Even in cases of boys as young as 13 who are raped by teachers or other authority figures, many people congratulate them or call them lucky. Try to imagine anyone saying that to a 13-year-old girl who was molested by her teacher, and you begin to see how deep the gender gulf is here. In fact, some male rape survivors never acknowledge, even to themselves, that what they endured was rape. Rape of men is endemic within the prison system, which is not treated as a human rights outrage, but as an appropriate subject for jokes. Some even speak glowingly of prison rape as the real deterrent to criminal activity. It’s amazing how many people are downright enthusiastic about their government running rape camps, so long as the victims are male.
The ideal of toughness also impacts male survivors of abuse. Many people believe that men cannot be abused, because they’re “stronger,” or that if a man is abused it’s proof that he’s a wimp or a weakling; many believe that men who were raped are responsible for and enjoyed their rapes. Many of the guides to recognizing abuse are gendered with a female survivor and a male perpetrator, rendering abuse of men invisible.
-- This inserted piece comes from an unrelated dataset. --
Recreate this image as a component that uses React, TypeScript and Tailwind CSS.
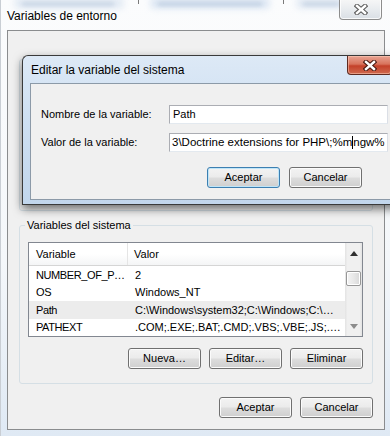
import React from "react";

const XGlyph = ({ outline }: { outline: string }) => (
  <svg width="14" height="11" viewBox="0 0 14 11">
    <path d="M3 2 L11 9 M11 2 L3 9" stroke={outline} strokeWidth="4.6" strokeLinecap="square" fill="none" />
    <path d="M3 2 L11 9 M11 2 L3 9" stroke="#ffffff" strokeWidth="2.4" strokeLinecap="square" fill="none" />
  </svg>
);

function Btn({ children, def = false }: { children: React.ReactNode; def?: boolean }) {
  return (
    <div
      className={`w-[73px] h-[21px] rounded-[3px] border flex items-center justify-center text-[11px] text-black bg-[linear-gradient(to_bottom,#f3f3f3_0%,#ebebeb_48%,#dddddd_52%,#cfcfcf_100%)] ${
        def
          ? "border-[#3c7fb1] shadow-[inset_0_0_0_1px_#bfe5f8]"
          : "border-[#707070] shadow-[inset_0_0_0_1px_#fbfbfb]"
      }`}
    >
      {children}
    </div>
  );
}

const rows = [
  { n: "NUMBER_OF_P…", v: "2", sel: false },
  { n: "OS", v: "Windows_NT", sel: false },
  { n: "Path", v: "C:\\Windows\\system32;C:\\Windows;C:\\…", sel: true },
  { n: "PATHEXT", v: ".COM;.EXE;.BAT;.CMD;.VBS;.VBE;.JS;.…", sel: false },
];

export default function App() {
  return (
    <div className="relative w-[390px] h-[436px] overflow-hidden font-['Liberation_Sans',Arial,sans-serif] text-[11px] text-black bg-[linear-gradient(to_bottom,#fbfcfd_0%,#f4f7fa_60%,#dfe9f4_100%)]">
      {/* blurred content behind the glass */}
      <div className="absolute left-[14px] top-[-3px] w-[110px] h-[12px] rounded-[4px] bg-[#dfe8f3] blur-[3px] opacity-80" />
      <div className="absolute left-[150px] top-[-3px] w-[120px] h-[12px] rounded-[4px] bg-[#d8e4f2] blur-[3px] opacity-80" />
      <div className="absolute left-[296px] top-[-3px] w-[50px] h-[12px] rounded-[4px] bg-[#dfe8f3] blur-[3px] opacity-80" />
      <div className="absolute left-[22px] top-[2px] w-[92px] h-[4px] bg-[#b9c9dd] blur-[2px] opacity-70" />
      <div className="absolute left-[158px] top-[2px] w-[104px] h-[4px] bg-[#b3c5db] blur-[2px] opacity-70" />
      <div className="absolute left-[303px] top-[2px] w-[36px] h-[4px] bg-[#b9c9dd] blur-[2px] opacity-70" />
      <div className="absolute left-[138px] top-0 w-px h-[4px] bg-[#7a7a7a]" />
      <div className="absolute left-[283px] top-0 w-px h-[4px] bg-[#7a7a7a]" />
      <div className="absolute left-0 top-0 w-px h-full bg-[#c9ced4]" />

      {/* title bar */}
      <div className="relative flex h-[30px]">
        <div className="pl-[7px] pt-[2px] flex items-center text-[12px] leading-none">Variables de entorno</div>
        <div className="ml-auto mr-[8px] -mt-[1px] w-[43px] h-[21px] rounded-b-[4px] border border-[#8d8d8d] border-t-0 bg-[linear-gradient(to_bottom,#f7f7f7_0%,#e9ecef_50%,#dadfe5_100%)] shadow-[inset_0_0_0_1px_rgba(255,255,255,0.8)] flex items-center justify-center">
          <XGlyph outline="#5f5f5f" />
        </div>
      </div>

      {/* outer window content */}
      <div className="relative ml-[7px] w-[378px] h-[400px] border border-[#8a8c8e] bg-[#f0f0f0] flex flex-col px-[11px]">
        <div className="mt-[28px] h-[152px] border border-[#d5dfe5] rounded-[3px]" />

        <fieldset className="mt-[6px] border border-[#d5dfe5] rounded-[3px] pl-[8px] pr-[9px] pb-[14px]">
          <legend className="-ml-[3px] px-[2px] leading-[16px]">Variables del sistema</legend>
          <div className="mt-[9px] h-[95px] border border-[#828790] bg-white flex">
            <div className="flex-1 flex flex-col">
              <div className="h-[23px] flex border-b border-[#d5d5d5] bg-[linear-gradient(to_bottom,#ffffff_0%,#ffffff_50%,#f4f5f6_100%)]">
                <div className="w-[99px] pl-[7px] flex items-center border-r border-[#e5e5e5]">Variable</div>
                <div className="flex-1 pl-[6px] flex items-center">Valor</div>
              </div>
              {rows.map((r) => (
                <div key={r.n} className={`h-[17.5px] flex items-center ${r.sel ? "bg-[#ececec]" : ""}`}>
                  <div className="w-[99px] pl-[7px] whitespace-nowrap tracking-[-0.4px]">{r.n}</div>
                  <div className="flex-1 pl-[7px] whitespace-nowrap overflow-hidden">{r.v}</div>
                </div>
              ))}
            </div>
            {/* scrollbar */}
            <div className="w-[17px] flex flex-col bg-[linear-gradient(to_right,#e3e3e3_0%,#f0f0f0_15%,#f0f0f0_85%,#e3e3e3_100%)]">
              <div className="h-[17px] mt-[2px] flex items-center justify-center">
                <svg width="8" height="5" viewBox="0 0 8 5"><path d="M0 5 L4 0 L8 5 Z" fill="#303030" /></svg>
              </div>
              <div className="mt-[9px] mx-[1px] h-[15px] rounded-[2px] border border-[#979797] bg-[linear-gradient(to_right,#f3f3f3_0%,#e8e8e8_50%,#d8d8d8_100%)] shadow-[inset_0_0_0_1px_#ffffff]" />
              <div className="mt-auto h-[17px] mb-[1px] flex items-center justify-center">
                <svg width="8" height="5" viewBox="0 0 8 5"><path d="M0 0 L4 5 L8 0 Z" fill="#8c8c8c" /></svg>
              </div>
            </div>
          </div>
          <div className="mt-[11px] flex justify-end gap-[8px]">
            <Btn>Nueva…</Btn>
            <Btn>Editar…</Btn>
            <Btn>Eliminar</Btn>
          </div>
        </fieldset>

        <div className="mt-[13px] flex justify-end gap-[8px]">
          <Btn>Aceptar</Btn>
          <Btn>Cancelar</Btn>
        </div>
      </div>

      {/* inner dialog overlay */}
      <div className="absolute left-[22px] top-[55px] w-[380px] h-[150px] rounded-tl-[6px] border border-[#3a3a3a] border-r-0 bg-[linear-gradient(to_bottom,#dde9f6_0%,#cfe0f2_40%,#c2d6ec_100%)] shadow-[0_4px_10px_rgba(0,0,0,0.55)]">
        <div className="absolute left-[324px] top-0 w-[45px] h-[19px] rounded-b-[4px] border border-[#5e2a20] border-t-0 bg-[linear-gradient(to_bottom,#e8a493_0%,#d8735c_45%,#c4412a_55%,#cf6a4f_100%)] shadow-[inset_0_0_0_1px_rgba(255,210,190,0.5)] flex items-center justify-center">
          <XGlyph outline="#4a1c14" />
        </div>
        <div className="h-[27px] pl-[8px] flex items-center text-[12px] leading-none">Editar la variable del sistema</div>
        <div className="ml-[7px] h-[117px] border border-[#8c9aa8] border-r-0 bg-[#f0f0f0] pl-[10px] pt-[21px]">
          <div className="flex items-center h-[19px]">
            <div className="w-[128px]">Nombre de la variable:</div>
            <div className="w-[219px] h-[19px] border border-[#abadb3] border-b-[#e3e9ef] border-r-[#dbdfe6] bg-white flex items-center pl-[3px] whitespace-nowrap overflow-hidden">Path</div>
          </div>
          <div className="flex items-center h-[19px] mt-[9px]">
            <div className="w-[128px]">Valor de la variable:</div>
            <div className="w-[219px] h-[19px] border border-[#abadb3] border-b-[#e3e9ef] border-r-[#dbdfe6] bg-white flex items-center pl-[2px] whitespace-nowrap overflow-hidden text-[11.5px]">
              <span>3\Doctrine extensions for PHP\;%m</span>
              <span className="inline-block w-px h-[13px] bg-black" />
              <span>ngw%</span>
            </div>
          </div>
          <div className="mt-[15px] ml-[166px] flex gap-[9px]">
            <Btn def>Aceptar</Btn>
            <Btn>Cancelar</Btn>
          </div>
        </div>
      </div>
    </div>
  );
}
Many shelters do not provide services to male survivors (although some female-only shelters will put male survivors up in hotels).
Most men will never end up in prison, a majority will never be raped or abused, but the same societal expectations that allow us to laugh off the rape and abuse of men give rise to a thousand smaller micro-aggressions, all the little ways in which men are made to feel horrible in a gendered way. It sounds strange to say that the same system tells men that they are grotesque and laughable for being masculine, and simultaneously pathetic and laughable for not being masculine enough, but bizarrely, that is the case.
Of course, a few men do manage to perform hegemonic masculinity quite well and even avoid most of the negative consequences of masculinity. They avoid the treacherous edges, they navigate the contradictions as best they can, they do everything they’re supposed to to stay inside the box. And what’s the prize? They get to live the rest of their lives inside a box, unable to make even the slightest move lest they fall out of it. These, we are told, are the winners.
The problem of gendered, sexist expectations of men is enormous, and deeply ingrained into the culture. How are we to even begin dismantling such profoundly entrenched and damaging ideas? By using the same skills and tools that have worked before.
In many feminist spaces, most particularly on the Internet, it is difficult to establish a decent dialogue about women’s issues without various men intruding, insisting that circumcision rates in the U.S. must be addressed instead of the issue of female genital mutilation in Africa, insisting that male rape victims must be discussed instead of female rape victims. These persistent conversation-derailers have succeeded in making a bad name for themselves, and given rise to the “what about teh menz?” trope as a boilerplate dismissal of these tired distractions from the addressing of women’s issues that is the raison d’être of most feminist communities.